Your box of “Romantic Correspondence” illustrates the writer’s dilemma. Everything is “material,” even (especially) the things friends and family would like to see destroyed.
I saved a few of my kids’ letters. They’re smarter and more creative than I am, so their letters are more fun to read than the ones I wrote.
Great memory joggers. Keep at it. My version is a lifetime’s photographs
Photos are definitely good mind joggers, and you seem to have a great store of them.
I do, Nicki. Thanks
As long as you’re ENJOYING the revived memories . . . keep reading.
If the letters start to make you sad, take a break.
If reading them makes you miserable or if they contain info you don’t want your biographers to see ~> shred them.
In short, only YOU know whether reading them is a good use of your limited time on the planet.
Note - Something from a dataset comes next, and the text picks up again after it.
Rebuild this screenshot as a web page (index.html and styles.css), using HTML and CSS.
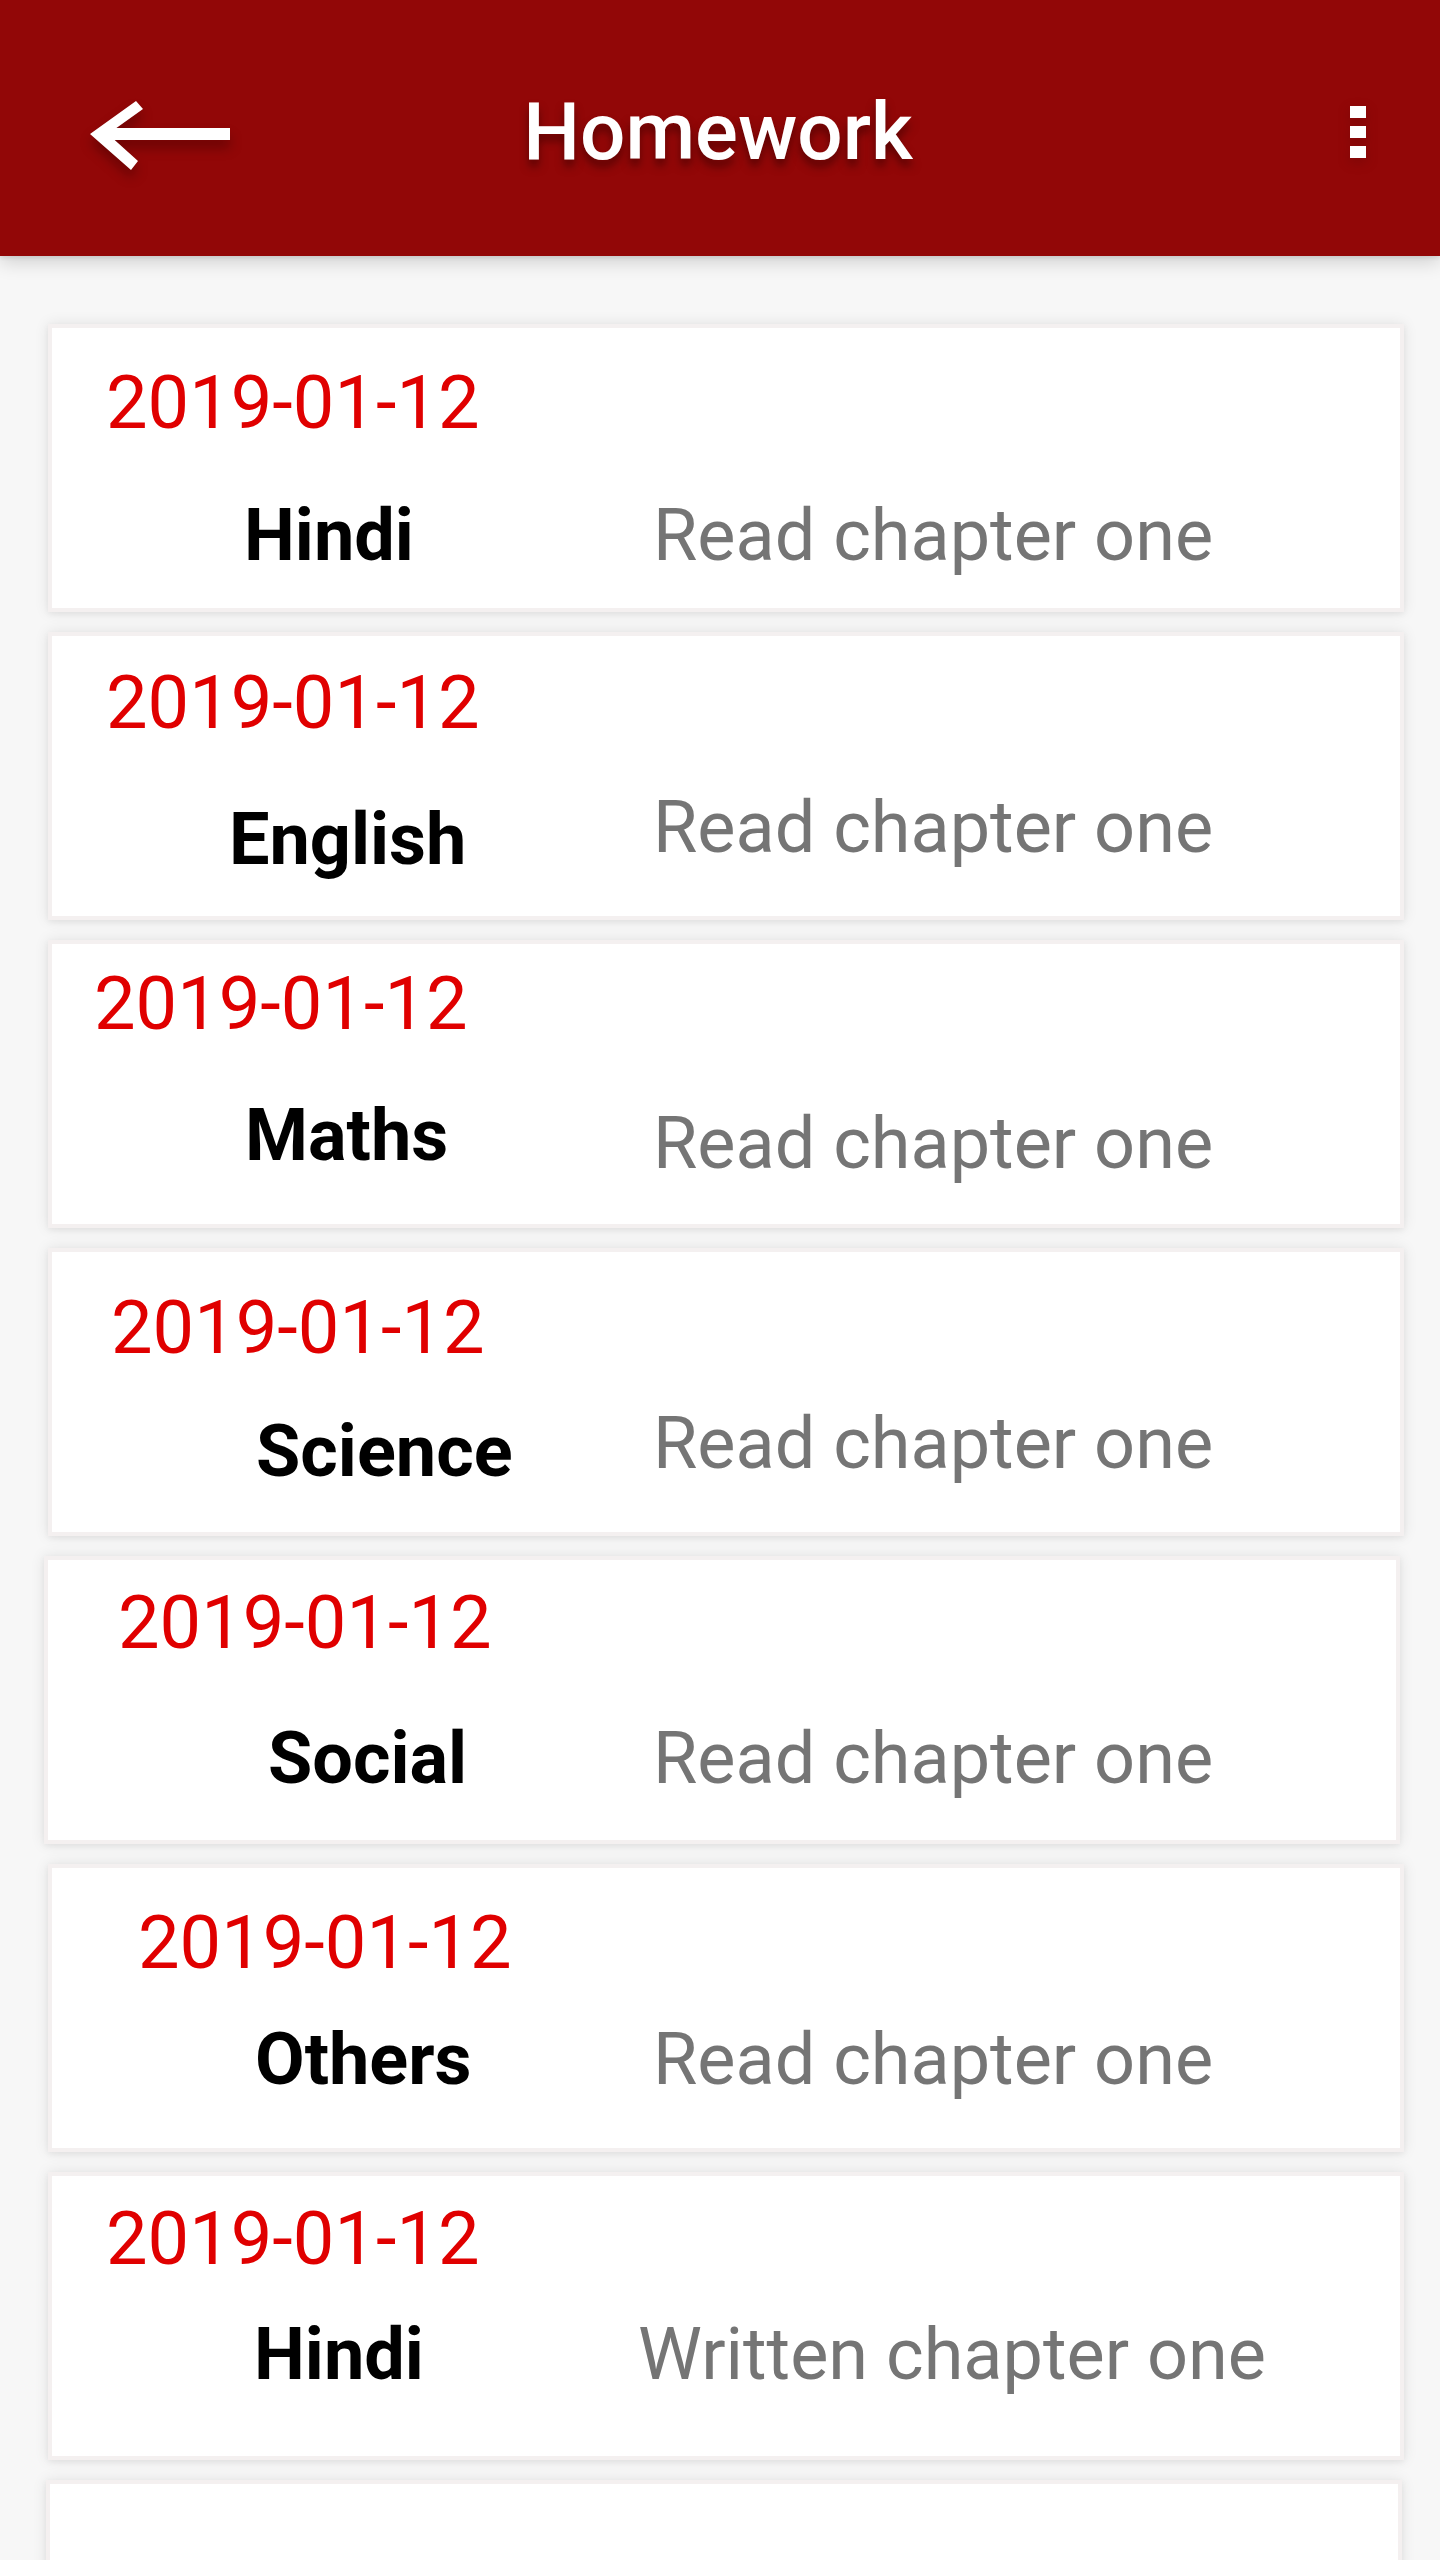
FILE: index.html
```html
<!DOCTYPE html>
<html lang="en">
<head>
<meta charset="utf-8">
<title>Homework</title>
<link rel="stylesheet" href="styles.css">
</head>
<body>
<div class="page">
  <header class="appbar">
    <svg class="appbar__back" width="160" height="90" viewBox="80 87 160 90" aria-hidden="true">
      <polygon fill="#fff" points="90,134 136,101 143,109 108,134 138,161 131,170"/>
      <rect fill="#fff" x="100" y="128" width="130" height="12"/>
    </svg>
    <h1 class="appbar__title">Homework</h1>
    <svg class="appbar__menu" width="16" height="52" viewBox="0 0 16 52" aria-hidden="true">
      <rect fill="#fff" x="0" y="0" width="16" height="12"/>
      <rect fill="#fff" x="0" y="20" width="16" height="12"/>
      <rect fill="#fff" x="0" y="40" width="16" height="12"/>
    </svg>
  </header>

  <main class="list">
    <article class="card card--1">
      <div class="card__date">2019-01-12</div>
      <div class="card__row">
        <div class="card__subject">Hindi</div>
        <div class="card__desc">Read chapter one</div>
      </div>
    </article>
    <article class="card card--2">
      <div class="card__date">2019-01-12</div>
      <div class="card__row">
        <div class="card__subject">English</div>
        <div class="card__desc">Read chapter one</div>
      </div>
    </article>
    <article class="card card--3">
      <div class="card__date">2019-01-12</div>
      <div class="card__row">
        <div class="card__subject">Maths</div>
        <div class="card__desc">Read chapter one</div>
      </div>
    </article>
    <article class="card card--4">
      <div class="card__date">2019-01-12</div>
      <div class="card__row">
        <div class="card__subject">Science</div>
        <div class="card__desc">Read chapter one</div>
      </div>
    </article>
    <article class="card card--5">
      <div class="card__date">2019-01-12</div>
      <div class="card__row">
        <div class="card__subject">Social</div>
        <div class="card__desc">Read chapter one</div>
      </div>
    </article>
    <article class="card card--6">
      <div class="card__date">2019-01-12</div>
      <div class="card__row">
        <div class="card__subject">Others</div>
        <div class="card__desc">Read chapter one</div>
      </div>
    </article>
    <article class="card card--7">
      <div class="card__date">2019-01-12</div>
      <div class="card__row">
        <div class="card__subject">Hindi</div>
        <div class="card__desc">Written chapter one</div>
      </div>
    </article>
    <article class="card card--8"></article>
  </main>
</div>
</body>
</html>
```

FILE: styles.css
```css
* { box-sizing: border-box; }

html, body {
  margin: 0;
  padding: 0;
  background: #f7f7f7;
  font-family: Roboto, "Noto Sans", "Liberation Sans", sans-serif;
}

.page {
  width: 1440px;
  height: 2560px;
  overflow: hidden;
  position: relative;
  background: #f7f7f7;
}

/* ---------- App bar ---------- */
.appbar {
  position: relative;
  z-index: 2;
  height: 256px;
  padding: 8px 74px 0 74px;
  background: #920707;
  display: grid;
  grid-template-columns: 1fr auto 1fr;
  align-items: center;
  box-shadow: 0 6px 18px rgba(0, 0, 0, 0.16), 0 2px 4px rgba(0, 0, 0, 0.08);
}

.appbar__back {
  display: block;
  justify-self: start;
  margin-left: 6px;
  filter: drop-shadow(0 8px 6px rgba(60, 0, 0, 0.45));
}

.appbar__title {
  margin: 0 4px 0 0;
  color: #fff;
  font-size: 80px;
  line-height: 80px;
  font-weight: 500;
  text-shadow: 0 7px 9px rgba(50, 0, 0, 0.55);
}

.appbar__menu {
  display: block;
  justify-self: end;
  filter: drop-shadow(0 4px 6px rgba(60, 0, 0, 0.25));
}

/* ---------- List ---------- */
.list {
  padding-top: 68px;
  display: flex;
  flex-direction: column;
  gap: 20px;
}

.card {
  --date-top: 39px;
  --date-left: 54px;
  --subj-top: 61px;
  --subj-left: 192px;
  --desc-top: 61px;
  --desc-left: 53px;

  height: 288px;
  margin: 0 36px 0 48px;
  background: #fff;
  border: 4px solid #f4f0f0;
  box-shadow: 0 0 14px rgba(0, 0, 0, 0.09), 0 2px 6px rgba(0, 0, 0, 0.05);
  flex-shrink: 0;
}

.card__date {
  margin: var(--date-top) 0 0 var(--date-left);
  color: #e00000;
  font-size: 74px;
  line-height: 72px;
  font-weight: 400;
}

.card__row {
  display: grid;
  grid-template-columns: 548px 1fr;
  align-items: start;
}

.card__subject {
  margin-top: var(--subj-top);
  padding-left: var(--subj-left);
  color: #000;
  font-size: 72px;
  line-height: 72px;
  font-weight: 700;
  white-space: nowrap;
}

.card__desc {
  margin-top: var(--desc-top);
  padding-left: var(--desc-left);
  color: #757575;
  font-size: 72px;
  line-height: 72px;
  font-weight: 400;
  white-space: nowrap;
}

.card--1 { --date-top: 39px; --date-left: 54px; --subj-top: 61px; --subj-left: 192px; --desc-top: 61px; }
.card--2 { --date-top: 31px; --date-left: 54px; --subj-top: 65px; --subj-left: 177px; --desc-top: 53px; }
.card--3 { --date-top: 24px; --date-left: 42px; --subj-top: 60px; --subj-left: 193px; --desc-top: 68px; }
.card--4 { --date-top: 40px; --date-left: 59px; --subj-top: 52px; --subj-left: 204px; --desc-top: 44px; }
.card--5 { --date-top: 27px; --date-left: 70px; --subj-top: 64px; --subj-left: 220px; --desc-top: 64px; --desc-left: 57px; margin-left: 44px; margin-right: 40px; }
.card--6 { --date-top: 39px; --date-left: 86px; --subj-top: 45px; --subj-left: 203px; --desc-top: 45px; }
.card--7 { --date-top: 27px; --date-left: 54px; --subj-top: 44px; --subj-left: 202px; --desc-top: 44px; --desc-left: 38px; }
.card--8 { margin-left: 46px; margin-right: 38px; }
```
Have fun!
You hit all the main points, Nancy. I can’t think of anything that needs shredding, but enjoyment and our limited time on the planet are important considerations. Priorities!!
What a treasure trove, Nicki! Yes, keep reading! So glad your mom kept your letters! My mother has many of the cards my brothers and I sent her over the years.
I also remember how wonderful airline travel used to be. Now we’re wedged in coach without even peanuts!
I think there are some airlines that still hand out peanuts, or am I imagining it. I always enjoy the peanuts. Any little treat to break up a long trip is appreciated.
Those things our moms save sit in attics and basements for years, and we could care less. Then one day we take a peak, and we’re glad she saved them.
I saved my father’s letters to my mom. They are his love letters to her as well as letters from when he was on work trips to Alaska (late 30s) and from his SeaBees training (mid 50s). I also have photos from the Aleutians from the 30s where he was helping install early electronics for the PSNS shipyard. I’m just gaaaald he wasns’t up there in the mid 40s during the war.
Your dad’s love letters are a real treasure. After your mom read them, she probably hid them away. It would have been embarrassing to show anyone. But time gives us distance and perspective. There’s nothing embarrassing about love. On the contrary, it’s precious and human.
My sister and I also have the love letters our dad sent our mom when he was fighting in WWII. True to his generation, he hesitated to be vocal about love. So it was nice to read the words of love he wrote to our mom.
Yes you should. You may find some other nuggets that you forgot. We recently talked about how unpleasant flying has become. More seats jammed in. Less space. Way too many people. I flew from Oahu to Chicago on a red eye a long time ago. We got to spread out over a row of seats. Hot cloths were so wonderful as was the coffee and breakfast. I don’t think I could do that now. It’s like sleeping with hundreds of people these days.
I wonder if airline travel is cheaper now when adjusted for inflation. Flying has become such a normal, everyday way to travel that we need affordable flights. In 1971, flying was still relatively rare.
I’m happy your mother saved those letter, Nicki. In the days of emails and text messages, it’s important to write letters and cards, they can’t be deleted.
How things have changed! I write Christmas letters every year, but other than that, I don’t know when I last wrote a letter. I do get cards from my grandchildren. They’re good about sending detailed thank-you cards. It’s always a thrill to see their return address when I receive something in the mail.